Goals are different: Traditional HR focuses on managing the resources in-house better and may be to address skill gaps by recruiting a few people. Strategic HR goes beyond the status quo and keeps business goals in mind when doing resource planning.
Stakeholders involved are different: In traditional or operational HR, the activities were managed by a single HR team. In strategic HR, there will be other stakeholders in senior management who contribute to its function and HR consulting companies could also be involved.
Advanced analytics will play a pivotal role: Advanced analytics will play a very important role in strategic HR, as opposed to operational HR as HR continues to evolve. With the advent of Industry 5.0, and the human-machine interaction becoming more important in every sector, HR leaders will be more empowered than ever.
What are the Objectives of SHRM?
SHRM has several key objectives that set it apart from operational or traditional HR. The objectives of SHRM are:
- Enhancing the strategic capabilities of the company by analysing and improving the capacities of their primary resource – the people.
- Focus on increasing the commitment that managers and employees have towards each other so that the entire workforce becomes more productive and happier.
- Empowering employees so that they also become stakeholders in the company.
- To obtain not just a work fit but a cultural fit for every role in the company, also contributing to the brand you are building and the culture you are trying to establish there.
- Managing the overall business performance through several other measures like forming support groups etc. that drive growth and profitability.
Closing words
When opting for a company to work with you in SHRM, Alp Consulting deserves your top regard. The main reasons for this are that Alp provides an all-encompassing solution that embraces payroll, recruitment, staffing, compliance and other HR functions and they have nearly 30 years of experience handling strategic HR requirements of several Fortune 500 companies and in the process have built a very vast network of candidates. When will you be talking to Alp Consulting about your SHRM requirements?

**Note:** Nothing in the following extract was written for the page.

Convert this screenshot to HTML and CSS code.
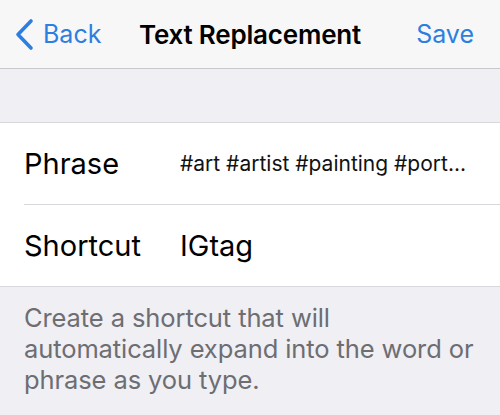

Frequently Asked Questions
1. What is the main difference when you consider SHRM vs. HRM?
It goes beyond recruitment or staffing, payroll, incentivising etc. to also consider organizational goals and needs and put that into perspective when looking at the former.
2. Who are the main stakeholders in SHRM?
Stakeholders in HR can be both internal to the company (existing within the company and external to it (existing outside the company). The main stakeholders in strategic HR are employees (internal stakeholders) and investors (external stakeholders).
3. Is performance management a crucial aspect of SHRM?
Yes, performance management is a crucial aspect of SHRM, as the success of employees already on the payroll depends very much on that and how well it happens is a measure of how good the management in the company is as well. It also affects the decisions of people looking to apply to the company in the future.
4. Is leave management and payroll aspects of SHRM?
Leave management and payroll are aspects of operational HR, but strategic HR allows viewing them from an organizational lens. This helps improve aspects of leave management and payroll that may impact employee performance, for instance.